REQUIREMENTS
Pull out every line below holding the word "this".

[Stored dataset items]
● ● ● ● ● ● ●

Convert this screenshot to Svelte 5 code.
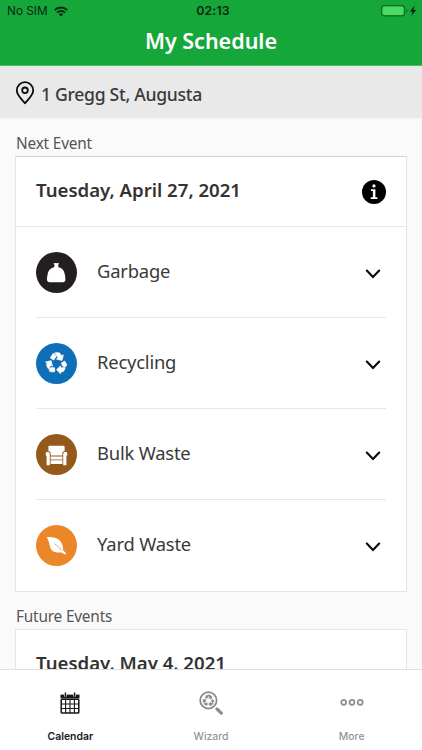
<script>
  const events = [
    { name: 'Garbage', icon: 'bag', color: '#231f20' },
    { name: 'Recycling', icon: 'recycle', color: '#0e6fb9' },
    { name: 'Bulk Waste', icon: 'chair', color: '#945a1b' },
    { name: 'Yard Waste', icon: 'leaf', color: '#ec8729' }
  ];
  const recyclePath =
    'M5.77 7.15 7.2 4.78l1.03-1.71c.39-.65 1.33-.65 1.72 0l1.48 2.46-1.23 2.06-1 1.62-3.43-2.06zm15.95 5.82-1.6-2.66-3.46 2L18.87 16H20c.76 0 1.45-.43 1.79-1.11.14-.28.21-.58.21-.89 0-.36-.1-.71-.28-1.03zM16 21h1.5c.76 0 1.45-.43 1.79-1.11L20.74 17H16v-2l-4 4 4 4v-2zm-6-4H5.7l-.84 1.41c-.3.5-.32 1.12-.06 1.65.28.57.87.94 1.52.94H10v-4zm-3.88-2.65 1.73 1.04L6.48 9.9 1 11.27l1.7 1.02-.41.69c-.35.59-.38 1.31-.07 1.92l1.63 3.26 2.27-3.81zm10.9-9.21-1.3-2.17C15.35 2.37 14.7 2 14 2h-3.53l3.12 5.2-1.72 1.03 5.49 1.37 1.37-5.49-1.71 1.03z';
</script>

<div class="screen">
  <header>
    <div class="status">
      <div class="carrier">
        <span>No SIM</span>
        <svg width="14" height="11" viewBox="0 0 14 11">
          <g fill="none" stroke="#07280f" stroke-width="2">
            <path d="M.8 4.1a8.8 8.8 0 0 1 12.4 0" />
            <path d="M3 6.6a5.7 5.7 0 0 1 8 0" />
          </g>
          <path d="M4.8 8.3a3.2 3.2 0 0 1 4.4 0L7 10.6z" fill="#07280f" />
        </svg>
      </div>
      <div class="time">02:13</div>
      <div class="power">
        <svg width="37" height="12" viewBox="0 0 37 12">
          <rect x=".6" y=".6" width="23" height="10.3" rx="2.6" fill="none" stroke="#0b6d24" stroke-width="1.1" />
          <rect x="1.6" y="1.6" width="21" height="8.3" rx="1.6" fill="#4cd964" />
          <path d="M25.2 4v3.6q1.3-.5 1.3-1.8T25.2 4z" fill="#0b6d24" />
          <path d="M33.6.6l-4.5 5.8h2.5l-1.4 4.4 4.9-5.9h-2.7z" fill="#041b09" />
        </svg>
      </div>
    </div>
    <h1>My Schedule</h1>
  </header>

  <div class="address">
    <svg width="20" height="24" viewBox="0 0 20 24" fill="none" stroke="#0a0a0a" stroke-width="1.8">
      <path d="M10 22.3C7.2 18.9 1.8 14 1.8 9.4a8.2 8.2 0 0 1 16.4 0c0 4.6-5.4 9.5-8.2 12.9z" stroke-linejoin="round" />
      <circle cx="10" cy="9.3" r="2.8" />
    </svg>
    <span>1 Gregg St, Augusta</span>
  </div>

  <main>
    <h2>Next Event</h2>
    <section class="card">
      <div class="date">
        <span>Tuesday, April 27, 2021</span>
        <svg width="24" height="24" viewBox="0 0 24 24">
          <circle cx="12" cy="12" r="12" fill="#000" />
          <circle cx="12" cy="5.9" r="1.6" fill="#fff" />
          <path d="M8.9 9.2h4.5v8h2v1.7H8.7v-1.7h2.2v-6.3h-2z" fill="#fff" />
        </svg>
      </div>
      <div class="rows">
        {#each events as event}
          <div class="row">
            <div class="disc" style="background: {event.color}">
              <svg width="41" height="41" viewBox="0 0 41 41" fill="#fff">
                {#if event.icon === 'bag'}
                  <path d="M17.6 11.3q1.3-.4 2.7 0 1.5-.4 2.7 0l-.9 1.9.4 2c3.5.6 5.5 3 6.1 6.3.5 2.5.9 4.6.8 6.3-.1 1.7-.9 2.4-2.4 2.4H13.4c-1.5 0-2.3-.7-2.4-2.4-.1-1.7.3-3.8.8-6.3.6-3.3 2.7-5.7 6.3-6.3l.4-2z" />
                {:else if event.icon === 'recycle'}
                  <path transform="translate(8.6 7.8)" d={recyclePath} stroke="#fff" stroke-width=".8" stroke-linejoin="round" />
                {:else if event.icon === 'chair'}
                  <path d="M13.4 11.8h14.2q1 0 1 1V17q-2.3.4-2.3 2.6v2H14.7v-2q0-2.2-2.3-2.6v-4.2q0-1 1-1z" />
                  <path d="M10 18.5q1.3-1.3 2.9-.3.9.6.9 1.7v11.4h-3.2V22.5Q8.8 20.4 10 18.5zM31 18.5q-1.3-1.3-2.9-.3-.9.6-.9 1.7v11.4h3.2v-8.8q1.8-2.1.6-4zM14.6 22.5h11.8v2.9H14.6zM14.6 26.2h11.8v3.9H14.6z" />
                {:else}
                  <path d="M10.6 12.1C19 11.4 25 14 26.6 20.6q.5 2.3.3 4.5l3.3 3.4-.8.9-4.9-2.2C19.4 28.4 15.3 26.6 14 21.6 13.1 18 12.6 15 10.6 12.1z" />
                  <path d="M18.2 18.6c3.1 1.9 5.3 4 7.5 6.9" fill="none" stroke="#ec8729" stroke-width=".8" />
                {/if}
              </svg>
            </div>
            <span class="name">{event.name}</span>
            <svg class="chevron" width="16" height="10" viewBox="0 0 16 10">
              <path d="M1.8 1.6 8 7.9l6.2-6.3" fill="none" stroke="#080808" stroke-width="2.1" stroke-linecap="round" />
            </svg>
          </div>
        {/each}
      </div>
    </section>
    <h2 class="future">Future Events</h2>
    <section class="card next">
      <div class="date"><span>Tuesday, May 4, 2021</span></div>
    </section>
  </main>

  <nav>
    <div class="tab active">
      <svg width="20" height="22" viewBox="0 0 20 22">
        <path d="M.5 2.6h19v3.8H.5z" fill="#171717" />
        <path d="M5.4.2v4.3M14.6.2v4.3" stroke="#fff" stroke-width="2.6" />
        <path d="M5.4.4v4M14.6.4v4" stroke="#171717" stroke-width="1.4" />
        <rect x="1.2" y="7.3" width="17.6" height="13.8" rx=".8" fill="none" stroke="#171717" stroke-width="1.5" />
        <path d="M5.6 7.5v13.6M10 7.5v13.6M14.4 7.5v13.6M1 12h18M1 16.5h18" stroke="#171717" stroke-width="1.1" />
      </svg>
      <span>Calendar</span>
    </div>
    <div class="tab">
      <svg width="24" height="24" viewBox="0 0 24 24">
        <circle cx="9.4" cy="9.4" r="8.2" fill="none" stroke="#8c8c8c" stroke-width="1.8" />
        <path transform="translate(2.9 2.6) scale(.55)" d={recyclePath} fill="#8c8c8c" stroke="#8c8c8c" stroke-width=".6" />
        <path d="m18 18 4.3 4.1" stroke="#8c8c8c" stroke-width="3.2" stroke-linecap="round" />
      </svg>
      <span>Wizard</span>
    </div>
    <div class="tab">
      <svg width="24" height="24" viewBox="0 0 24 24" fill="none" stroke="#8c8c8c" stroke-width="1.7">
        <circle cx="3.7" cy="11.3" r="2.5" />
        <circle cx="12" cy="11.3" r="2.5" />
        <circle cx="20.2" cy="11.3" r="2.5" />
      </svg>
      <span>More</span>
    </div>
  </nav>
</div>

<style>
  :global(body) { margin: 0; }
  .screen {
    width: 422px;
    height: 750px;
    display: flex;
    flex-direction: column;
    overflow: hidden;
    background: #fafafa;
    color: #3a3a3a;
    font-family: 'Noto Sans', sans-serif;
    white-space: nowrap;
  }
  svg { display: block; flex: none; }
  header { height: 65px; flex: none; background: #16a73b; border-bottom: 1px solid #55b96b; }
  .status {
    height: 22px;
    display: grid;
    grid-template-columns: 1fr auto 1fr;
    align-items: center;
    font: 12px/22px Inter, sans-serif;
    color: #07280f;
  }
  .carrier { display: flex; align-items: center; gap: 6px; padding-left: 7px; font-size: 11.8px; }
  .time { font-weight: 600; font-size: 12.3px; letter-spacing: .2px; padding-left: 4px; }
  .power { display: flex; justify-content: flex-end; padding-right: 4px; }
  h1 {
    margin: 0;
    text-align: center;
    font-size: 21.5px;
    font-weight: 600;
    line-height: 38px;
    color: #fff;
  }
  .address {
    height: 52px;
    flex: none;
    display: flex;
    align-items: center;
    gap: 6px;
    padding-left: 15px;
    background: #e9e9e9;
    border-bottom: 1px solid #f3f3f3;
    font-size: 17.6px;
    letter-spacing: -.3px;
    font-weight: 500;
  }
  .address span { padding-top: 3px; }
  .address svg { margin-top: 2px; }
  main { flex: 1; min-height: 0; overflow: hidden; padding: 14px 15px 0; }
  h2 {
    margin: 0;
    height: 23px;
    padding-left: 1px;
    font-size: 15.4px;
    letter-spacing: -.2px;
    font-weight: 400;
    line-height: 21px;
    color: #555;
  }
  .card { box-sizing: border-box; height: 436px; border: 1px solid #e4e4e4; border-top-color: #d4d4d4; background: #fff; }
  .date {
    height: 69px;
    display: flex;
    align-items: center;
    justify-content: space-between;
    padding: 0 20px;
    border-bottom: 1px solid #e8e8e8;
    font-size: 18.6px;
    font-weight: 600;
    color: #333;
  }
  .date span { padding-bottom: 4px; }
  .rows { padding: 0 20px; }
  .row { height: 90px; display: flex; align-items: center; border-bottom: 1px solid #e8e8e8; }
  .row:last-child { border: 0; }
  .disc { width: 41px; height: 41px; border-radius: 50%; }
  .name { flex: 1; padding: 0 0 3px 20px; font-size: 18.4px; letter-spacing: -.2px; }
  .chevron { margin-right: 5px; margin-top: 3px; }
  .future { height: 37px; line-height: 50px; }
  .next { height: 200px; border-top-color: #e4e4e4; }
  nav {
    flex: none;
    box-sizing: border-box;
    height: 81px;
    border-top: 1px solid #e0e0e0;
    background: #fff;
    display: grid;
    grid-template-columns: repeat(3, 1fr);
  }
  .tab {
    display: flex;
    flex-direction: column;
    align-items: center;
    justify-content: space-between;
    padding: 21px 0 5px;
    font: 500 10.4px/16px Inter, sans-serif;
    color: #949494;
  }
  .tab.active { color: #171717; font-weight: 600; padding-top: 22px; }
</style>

● ● ● ● ● ● ●

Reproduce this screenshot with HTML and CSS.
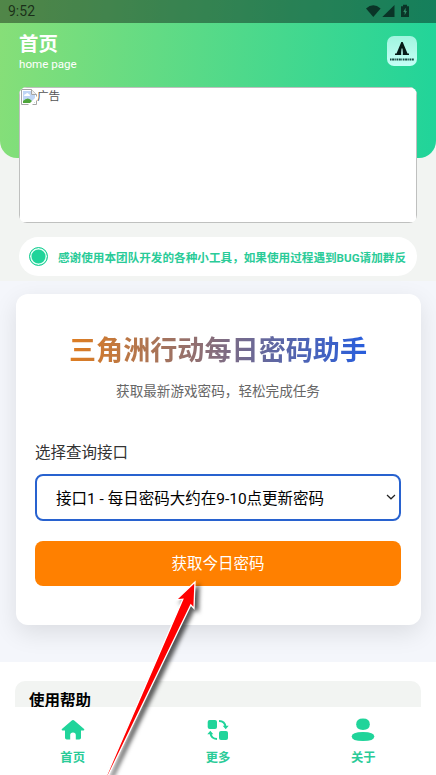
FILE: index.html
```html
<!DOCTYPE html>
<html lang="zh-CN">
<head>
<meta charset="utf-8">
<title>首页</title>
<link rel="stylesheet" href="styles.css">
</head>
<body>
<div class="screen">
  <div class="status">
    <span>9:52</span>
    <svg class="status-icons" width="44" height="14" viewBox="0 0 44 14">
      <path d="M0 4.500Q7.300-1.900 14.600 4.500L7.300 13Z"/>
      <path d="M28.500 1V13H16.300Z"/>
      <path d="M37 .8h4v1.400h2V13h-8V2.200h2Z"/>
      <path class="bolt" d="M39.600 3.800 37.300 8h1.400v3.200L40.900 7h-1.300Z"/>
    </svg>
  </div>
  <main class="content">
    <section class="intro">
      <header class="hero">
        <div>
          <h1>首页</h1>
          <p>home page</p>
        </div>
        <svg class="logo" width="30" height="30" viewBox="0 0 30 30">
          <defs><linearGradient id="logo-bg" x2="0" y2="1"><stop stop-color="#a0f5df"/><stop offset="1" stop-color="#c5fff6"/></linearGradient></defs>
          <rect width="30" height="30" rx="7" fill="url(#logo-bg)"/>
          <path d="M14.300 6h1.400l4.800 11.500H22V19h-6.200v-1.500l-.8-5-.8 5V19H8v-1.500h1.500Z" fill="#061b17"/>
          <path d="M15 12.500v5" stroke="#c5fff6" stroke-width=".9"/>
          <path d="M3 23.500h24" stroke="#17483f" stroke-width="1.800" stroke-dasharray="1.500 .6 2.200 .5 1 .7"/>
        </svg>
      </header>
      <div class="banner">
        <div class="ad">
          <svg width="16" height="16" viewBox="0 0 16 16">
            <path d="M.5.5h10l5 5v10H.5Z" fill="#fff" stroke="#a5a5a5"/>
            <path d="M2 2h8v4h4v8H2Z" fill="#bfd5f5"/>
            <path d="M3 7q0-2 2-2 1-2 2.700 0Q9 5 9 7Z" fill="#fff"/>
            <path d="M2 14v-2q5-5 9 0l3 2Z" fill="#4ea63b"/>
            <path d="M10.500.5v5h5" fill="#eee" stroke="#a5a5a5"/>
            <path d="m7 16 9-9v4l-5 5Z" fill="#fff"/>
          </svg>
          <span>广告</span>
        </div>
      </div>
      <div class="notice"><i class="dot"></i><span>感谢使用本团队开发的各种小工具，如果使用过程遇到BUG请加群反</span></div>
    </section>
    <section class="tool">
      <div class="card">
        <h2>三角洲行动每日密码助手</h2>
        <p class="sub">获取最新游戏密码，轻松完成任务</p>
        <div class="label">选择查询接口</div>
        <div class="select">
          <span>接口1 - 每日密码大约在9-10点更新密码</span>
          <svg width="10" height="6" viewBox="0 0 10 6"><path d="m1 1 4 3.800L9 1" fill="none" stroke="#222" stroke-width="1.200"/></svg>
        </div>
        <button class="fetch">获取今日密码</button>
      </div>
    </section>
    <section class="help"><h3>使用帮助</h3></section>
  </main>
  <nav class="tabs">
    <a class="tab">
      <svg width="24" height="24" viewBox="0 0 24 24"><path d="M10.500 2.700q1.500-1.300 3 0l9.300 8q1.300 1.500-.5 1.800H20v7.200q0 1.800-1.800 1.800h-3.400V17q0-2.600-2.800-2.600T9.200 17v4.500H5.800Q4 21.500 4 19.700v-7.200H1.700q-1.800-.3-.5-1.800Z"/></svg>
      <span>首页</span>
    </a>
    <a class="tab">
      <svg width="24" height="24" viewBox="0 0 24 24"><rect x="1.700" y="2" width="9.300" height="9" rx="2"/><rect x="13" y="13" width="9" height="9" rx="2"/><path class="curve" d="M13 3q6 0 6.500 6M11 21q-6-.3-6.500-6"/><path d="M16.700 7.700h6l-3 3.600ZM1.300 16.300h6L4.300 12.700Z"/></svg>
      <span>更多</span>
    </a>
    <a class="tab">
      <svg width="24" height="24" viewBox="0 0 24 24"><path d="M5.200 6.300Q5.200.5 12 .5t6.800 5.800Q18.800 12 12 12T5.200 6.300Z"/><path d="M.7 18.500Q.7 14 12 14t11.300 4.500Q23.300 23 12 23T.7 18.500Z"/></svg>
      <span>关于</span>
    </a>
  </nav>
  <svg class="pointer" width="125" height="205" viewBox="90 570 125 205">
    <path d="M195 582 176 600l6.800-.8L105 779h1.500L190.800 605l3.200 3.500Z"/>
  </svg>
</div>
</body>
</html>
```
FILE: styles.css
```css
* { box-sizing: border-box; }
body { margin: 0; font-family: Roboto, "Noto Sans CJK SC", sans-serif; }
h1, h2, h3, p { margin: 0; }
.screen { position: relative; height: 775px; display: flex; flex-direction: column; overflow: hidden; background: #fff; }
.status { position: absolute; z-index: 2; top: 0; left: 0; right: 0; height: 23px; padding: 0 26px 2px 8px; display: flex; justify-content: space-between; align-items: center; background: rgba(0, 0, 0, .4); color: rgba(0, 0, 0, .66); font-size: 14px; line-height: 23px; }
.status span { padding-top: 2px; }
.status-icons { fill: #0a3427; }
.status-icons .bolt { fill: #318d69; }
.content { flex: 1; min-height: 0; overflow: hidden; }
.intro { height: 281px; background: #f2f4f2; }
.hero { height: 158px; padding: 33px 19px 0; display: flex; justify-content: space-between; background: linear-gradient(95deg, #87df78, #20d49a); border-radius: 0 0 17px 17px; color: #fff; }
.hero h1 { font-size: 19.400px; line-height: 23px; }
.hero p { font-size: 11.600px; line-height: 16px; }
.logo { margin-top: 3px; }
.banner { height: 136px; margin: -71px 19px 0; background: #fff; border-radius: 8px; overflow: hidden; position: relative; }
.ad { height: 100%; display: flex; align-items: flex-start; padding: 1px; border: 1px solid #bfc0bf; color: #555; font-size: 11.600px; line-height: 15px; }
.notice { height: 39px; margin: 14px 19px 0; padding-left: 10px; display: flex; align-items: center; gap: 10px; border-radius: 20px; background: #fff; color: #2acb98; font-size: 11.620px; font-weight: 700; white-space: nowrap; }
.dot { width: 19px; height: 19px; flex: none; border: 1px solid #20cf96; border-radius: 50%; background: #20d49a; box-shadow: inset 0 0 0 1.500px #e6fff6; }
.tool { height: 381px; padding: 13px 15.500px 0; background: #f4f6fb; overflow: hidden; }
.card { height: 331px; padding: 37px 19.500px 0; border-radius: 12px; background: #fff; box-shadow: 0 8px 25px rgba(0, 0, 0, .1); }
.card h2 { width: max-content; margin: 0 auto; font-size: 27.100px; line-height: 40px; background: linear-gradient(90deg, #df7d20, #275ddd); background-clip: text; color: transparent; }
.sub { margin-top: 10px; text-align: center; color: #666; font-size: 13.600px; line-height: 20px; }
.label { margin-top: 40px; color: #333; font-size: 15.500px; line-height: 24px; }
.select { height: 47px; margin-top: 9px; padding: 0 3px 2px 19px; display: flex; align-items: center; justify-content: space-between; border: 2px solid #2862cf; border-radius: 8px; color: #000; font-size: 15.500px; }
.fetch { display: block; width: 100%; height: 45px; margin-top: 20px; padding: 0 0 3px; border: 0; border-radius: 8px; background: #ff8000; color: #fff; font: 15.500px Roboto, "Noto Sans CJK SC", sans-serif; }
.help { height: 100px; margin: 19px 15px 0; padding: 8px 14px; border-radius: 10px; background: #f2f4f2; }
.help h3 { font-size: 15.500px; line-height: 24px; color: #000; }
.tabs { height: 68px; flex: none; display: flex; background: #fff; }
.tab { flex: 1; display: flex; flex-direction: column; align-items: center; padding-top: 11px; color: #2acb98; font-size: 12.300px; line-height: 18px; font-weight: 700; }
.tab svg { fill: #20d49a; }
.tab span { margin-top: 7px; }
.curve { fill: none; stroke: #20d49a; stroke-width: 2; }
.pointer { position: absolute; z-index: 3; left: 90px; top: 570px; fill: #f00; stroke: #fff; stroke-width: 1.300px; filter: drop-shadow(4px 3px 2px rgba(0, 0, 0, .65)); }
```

● ● ● ● ● ● ●

REPLY TO THE EXERCISE
Convert this screenshot to Svelte 5 code.
Reproduce this screenshot with HTML and CSS.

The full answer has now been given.